Modules are the "workhorses" of VACM. They receive requests from Nexxus and act upon them in a specific way. For example, the EMP module takes requests from Nexxus and performs operations specific to the Emergency Management Port on many server motherboards. The BAYTECH module takes requests and performs operations related to the Baytech serial port addressable power strips.

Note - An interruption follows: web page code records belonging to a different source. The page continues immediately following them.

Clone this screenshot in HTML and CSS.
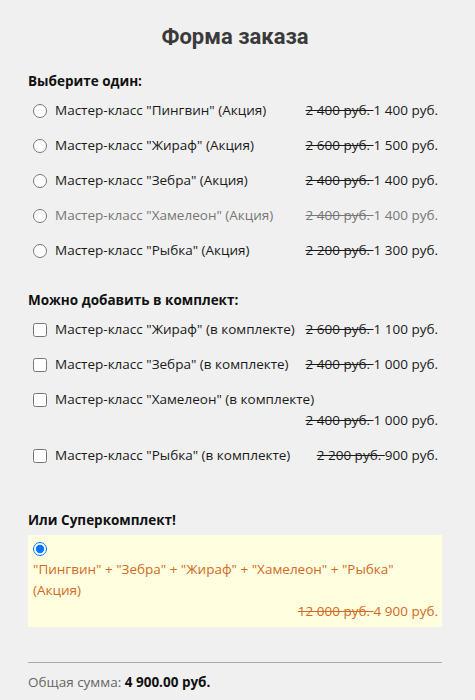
FILE: index.html
```html
<!DOCTYPE html>
<html lang="ru">
<head>
  <meta charset="UTF-8" />
  <meta name="viewport" content="width=device-width, initial-scale=1.0"/>
  <title>Форма заказа</title>
  <link rel="stylesheet" href="styles.css">
</head>
<body>

  <div class="order-container">
    <h1>Форма заказа</h1>
    <form id="orderForm">
      <div class="group">
        <h3>Выберите один:</h3>
        <label class="item">
          <input type="radio" name="main" value="penguin" />
          <span class="name">Мастер-класс "Пингвин" (Акция)</span>
          <span class="price"><s>2 400 руб. </s>1 400 руб.</span>
        </label>
        <label class="item">
          <input type="radio" name="main" value="giraffe" />
          <span class="name">Мастер-класс "Жираф" (Акция)</span>
          <span class="price"><s>2 600 руб. </s>1 500 руб.</span>
        </label>
        <label class="item">
          <input type="radio" name="main" value="zebra" />
          <span class="name">Мастер-класс "Зебра" (Акция)</span>
          <span class="price"><s>2 400 руб. </s>1 400 руб.</span>
        </label>
        <label class="item muted">
          <input type="radio" name="main" value="chameleon" />
          <span class="name">Мастер-класс "Хамелеон" (Акция)</span>
          <span class="price"><s>2 400 руб. </s>1 400 руб.</span>
        </label>
        <label class="item">
          <input type="radio" name="main" value="fish" />
          <span class="name">Мастер-класс "Рыбка" (Акция)</span>
          <span class="price"><s>2 200 руб. </s>1 300 руб.</span>
        </label>
      </div>

      <div class="group">
        <h3>Можно добавить в комплект:</h3>
        <label class="item">
          <input type="checkbox" name="extra" value="giraffe" />
          <span class="name">Мастер-класс "Жираф" (в комплекте)</span>
          <span class="price"><s>2 600 руб. </s>1 100 руб.</span>
        </label>
        <label class="item">
          <input type="checkbox" name="extra" value="zebra" />
          <span class="name">Мастер-класс "Зебра" (в комплекте)</span>
          <span class="price"><s>2 400 руб. </s>1 000 руб.</span>
        </label>
        <label class="item">
          <input type="checkbox" name="extra" value="chameleon" />
          <span class="name">Мастер-класс "Хамелеон" (в комплекте)</span>
          <span class="price"><s>2 400 руб. </s>1 000 руб.</span>
        </label>
        <label class="item">
          <input type="checkbox" name="extra" value="fish" />
          <span class="name">Мастер-класс "Рыбка" (в комплекте)</span>
          <span class="price"><s>2 200 руб. </s>900 руб.</span>
        </label>
      </div>

      <div class="group super">
        <h3>Или Суперкомплект!</h3>
        <label class="super-box">
          <input type="radio" name="main" value="super" checked />
          <span class="super-name">"Пингвин" + "Зебра" + "Жираф" + "Хамелеон" + "Рыбка" (Акция)</span>
          <span class="price"><s>12 000 руб. </s>4 900 руб.</span>
        </label>
      </div>

      <div class="total">
        Общая сумма: <strong id="total">4 900.00 руб.</strong>
      </div>
    </form>
  </div>

</body>
</html>
```

FILE: styles.css
```css
* {
  box-sizing: border-box;
}

body {
  font-family: 'Open Sans', sans-serif;
  font-size: 13.5px;
  line-height: 21px;
  color: #1a1a1a;
  background: #f0f0f0;
  margin: 0;
}

.order-container {
  padding: 22px 33px 20px 28px;
}

h1 {
  font-family: 'Roboto', sans-serif;
  font-size: 22px;
  line-height: 30px;
  font-weight: 700;
  color: #3a3a3a;
  text-align: center;
  margin: 0 0 19px;
}

h3 {
  font-size: 13.5px;
  font-weight: 700;
  margin: 0 0 1px;
  color: #111;
}

.group {
  margin-bottom: 22px;
}

.item {
  display: flex;
  flex-wrap: wrap;
  align-items: center;
  padding: 7px 4px 7px 0;
  cursor: pointer;
}

.item input {
  width: 14px;
  height: 14px;
  margin: 0 8px 0 5px;
}

.item .price {
  margin-left: auto;
  padding-left: 8px;
}

.item.muted {
  color: #777;
}

.super {
  margin-top: 37px;
}

.super h3 {
  margin-bottom: 4px;
}

.super-box {
  display: block;
  background: #ffffe0;
  color: #d2691e;
  padding: 3px 4px 5px 5px;
  cursor: pointer;
}

.super-box input {
  display: block;
  width: 14px;
  height: 14px;
  margin: 4px 0 3px 0;
}

.super-box .super-name {
  display: block;
}

.super-box .price {
  display: block;
  text-align: right;
}

.total {
  border-top: 1px solid #aaa;
  margin-top: 35px;
  padding-top: 9px;
  color: #666;
}

.total strong {
  color: #111;
}
```
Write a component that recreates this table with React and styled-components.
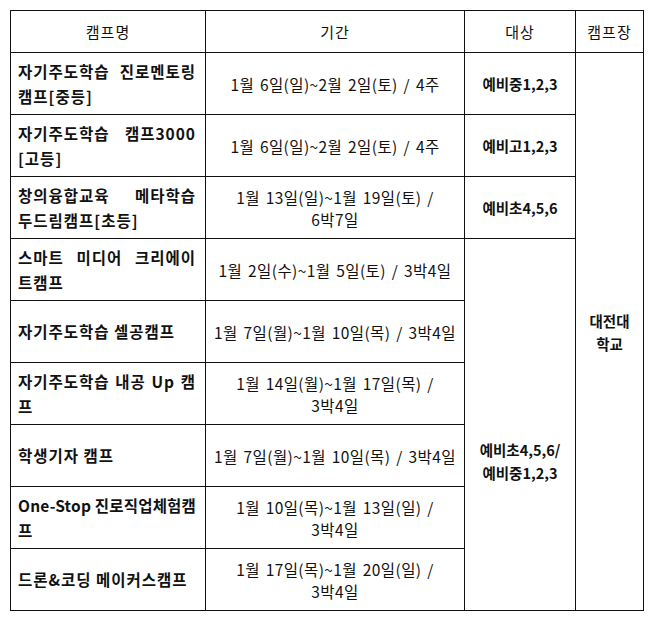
import React from "react";
import styled, { createGlobalStyle } from "styled-components";

const camps = [
  {
    name: ["자기주도학습 진로멘토링", "캠프[중등]"],
    period: ["1월 6일(일)~2월 2일(토) / 4주"],
    target: "예비중1,2,3",
  },
  {
    name: ["자기주도학습 캠프3000", "[고등]"],
    period: ["1월 6일(일)~2월 2일(토) / 4주"],
    target: "예비고1,2,3",
  },
  {
    name: ["창의융합교육 메타학습", "두드림캠프[초등]"],
    period: ["1월 13일(일)~1월 19일(토) /", "6박7일"],
    target: "예비초4,5,6",
  },
  {
    name: ["스마트 미디어 크리에이", "트캠프"],
    period: ["1월 2일(수)~1월 5일(토) / 3박4일"],
  },
  {
    name: ["자기주도학습 셀공캠프"],
    period: ["1월 7일(월)~1월 10일(목) / 3박4일"],
  },
  {
    name: ["자기주도학습 내공 Up 캠", "프"],
    period: ["1월 14일(월)~1월 17일(목) /", "3박4일"],
  },
  {
    name: ["학생기자 캠프"],
    period: ["1월 7일(월)~1월 10일(목) / 3박4일"],
  },
  {
    name: ["One-Stop 진로직업체험캠", "프"],
    period: ["1월 10일(목)~1월 13일(일) /", "3박4일"],
    tight: true,
  },
  {
    name: ["드론&코딩 메이커스캠프"],
    period: ["1월 17일(목)~1월 20일(일) /", "3박4일"],
  },
];

const App = () => {
  return (
    <>
      <GlobalStyle />
      <Page>
        <Table>
          <colgroup>
            <col style={{ width: 195 }} />
            <col style={{ width: 259 }} />
            <col style={{ width: 111 }} />
            <col style={{ width: 68 }} />
          </colgroup>
          <thead>
            <HeadRow>
              <HeadCell>캠프명</HeadCell>
              <HeadCell>기간</HeadCell>
              <HeadCell>대상</HeadCell>
              <HeadCell>캠프장</HeadCell>
            </HeadRow>
          </thead>
          <tbody>
            {camps.map((camp, i) => (
              <BodyRow key={i}>
                <NameCell $tight={camp.tight}>
                  {camp.name.map((line, j) => (
                    <NameLine key={j} $justify={j < camp.name.length - 1}>
                      {line}
                    </NameLine>
                  ))}
                </NameCell>
                <PeriodCell>
                  {camp.period.map((line, j) => (
                    <div key={j}>{line}</div>
                  ))}
                </PeriodCell>
                {camp.target && <TargetCell>{camp.target}</TargetCell>}
                {i === 3 && (
                  <TargetCell rowSpan={6} $shift>
                    예비초4,5,6/
                    <br />
                    예비중1,2,3
                  </TargetCell>
                )}
                {i === 0 && (
                  <PlaceCell rowSpan={9}>
                    대전대
                    <br />
                    학교
                  </PlaceCell>
                )}
              </BodyRow>
            ))}
          </tbody>
        </Table>
      </Page>
    </>
  );
};

export default App;

// Styled Components

const GlobalStyle = createGlobalStyle`
  html, body {
    margin: 0;
    padding: 0;
    background: #ffffff;
  }
  body {
    font-family: "Noto Sans CJK KR", "Noto Sans", sans-serif;
    color: #111111;
  }
`;

const Page = styled.div`
  width: 656px;
  height: 626px;
  padding: 10px 0 0 10px;
  box-sizing: border-box;
`;

const Table = styled.table`
  border-collapse: collapse;
  table-layout: fixed;
  width: 634px;
  font-size: 14.5px;
  line-height: 23px;

  td,
  th {
    border: 1.5px solid #111111;
    padding: 0;
  }
`;

const HeadRow = styled.tr`
  height: 42px;
`;

const BodyRow = styled.tr`
  height: 62px;
`;

const HeadCell = styled.th`
  font-weight: 400;
  font-size: 15px;
  letter-spacing: 1px;
  text-align: center;
  vertical-align: middle;
`;

const NameCell = styled.td`
  padding: 0 9px 0 7px !important;
  font-weight: 700;
  font-size: 15.5px;
  vertical-align: middle;
  letter-spacing: ${(p) => (p.$tight ? "0.2px" : "1px")};
  line-height: 25px;
  overflow: hidden;
`;

const NameLine = styled.div`
  white-space: nowrap;
  text-align: ${(p) => (p.$justify ? "justify" : "left")};
  text-align-last: ${(p) => (p.$justify ? "justify" : "left")};
`;

const PeriodCell = styled.td`
  text-align: center;
  vertical-align: middle;
  white-space: nowrap;
  font-size: 15.5px;
  letter-spacing: 0.4px;
  word-spacing: 2px;
  line-height: 22px;
`;

const TargetCell = styled.td`
  font-weight: 700;
  text-align: center;
  vertical-align: middle;
  line-height: 23px;
  padding-top: ${(p) => (p.$shift ? "72px" : "0")} !important;
`;

const PlaceCell = styled.td`
  font-weight: 700;
  text-align: center;
  vertical-align: middle;
  line-height: 23px;
`;
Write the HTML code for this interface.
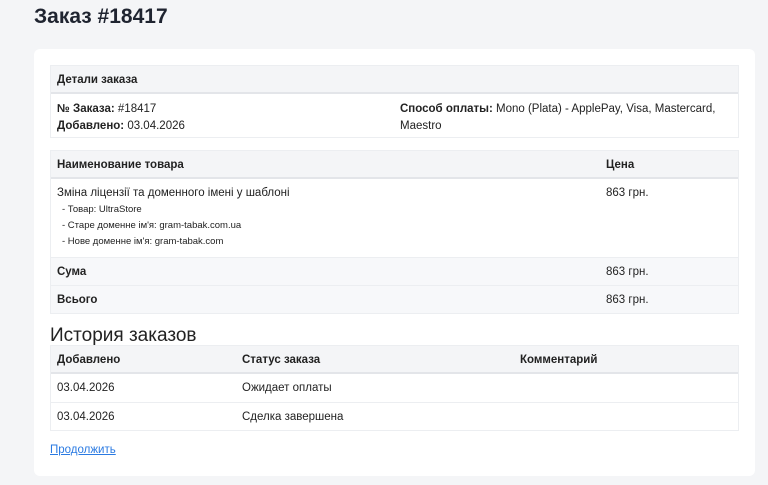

While some modules like EMP and VA1000 are responsible for communicating with nodes using specific management communication protocols, other modules provide higher-level services for cluster management. Many of these services are implemented totally in software and allow monitoring and control of the software running on the nodes in the cluster. For example, the SYSSTAT module allows users to inspect various details of a node's OS and hardware configuration.

Clients

Clients are the user interface to VACM. They handle requests from the user and submit the appropriate IPC command to the Nexxus. They receive ipc responses from the Nexxus and can display them to the user in one form or another. Clients are available for the command line (such as vash), as well for X11 (such as Hoover and Flim).

VACM IPC Messaging

VACM commands are in the form of IPC (Inter Process Communication) message strings. These are ASCII NULL terminated strings that are field separated by colons (:). All messages have the same basic format:
MODULE_IPC_TAG:COMMAND:NODE_ID:ARGS:...
The MODULE_IPC_TAG instructs which module the message is to be routed to. The COMMAND is the descriptor for the operation which is to be performed. NODE_ID is the target node which the operation is to be performed on (if applicable). In most applicable cases, a shell style GLOB string can be used to select a number of nodes. ARGS is a colon delimited list of arguments which the command requires to complete its operation. A few example messages are shown:
EMP:POWER_OFF:sanbox  -- Instruct the EMP module to 
                         power off node 'sanbox'
ICMP_ECHO:PING:sanbox -- Instruct the ICMP_ECHO module to 
                         ping node 'sanbox'
NEXXUS:MODULES        -- Instruct Nexxus to return a list
                         of all loaded modules
When a message is sent to Nexxus, a job id is assigned to the task associated with the message and sent back to the originator of the message. This is done because operations being performed by VACM for a node may run concurrently, and the originator needs to know which return messages are for which operation it has issued. A job id is an unsigned 32 bit integer value, with the value of 0 being reserved for return messages that are not associated with a requested operation. These special return messages are known as unsolicited messages. Here is an example IPC transaction using VASH:
[root@lysithea nexxus]# vash  (We execute vash from the 
                               command line)
vash$ connect lc              (Instruct vash to 
                               connect to Nexxus)
lc login: blum                (Enter in username 
                               for Nexxus auth)
Password: ****                (Enter in password
                               for user)
NEXXUS_READY                  (Nexxus informs us it is ready)
vash$ ipc lc nexxus:node_list (Get a list of nodes)
NEXXUS:2:JOB_STARTED          (Job started and job id 
                               notification)
NEXXUS:2:NODELIST:box1        (List of nodes)
NEXXUS:2:NODELIST:box2
NEXXUS:2:JOB_COMPLETED        (Job completion notification)
VASH is described in detail in 'Using VACM with vash'.

Node Global Variables

Sometimes there may be information for a node that pertains to all modules. An IP address for example, is in most cases global for a node, and many modules who wish to communicate with a node over the network, will need to know it. For this reason a node can have what are known as "global variables" associated with it. These are variables that can be read or written by the user, and that are sent to all modules when they are loaded, or when a variable is modified. The process of setting and getting global variables is discussed in 'Getting and Setting Node Global Variables' in the 'Nexxus Loopback Module' section.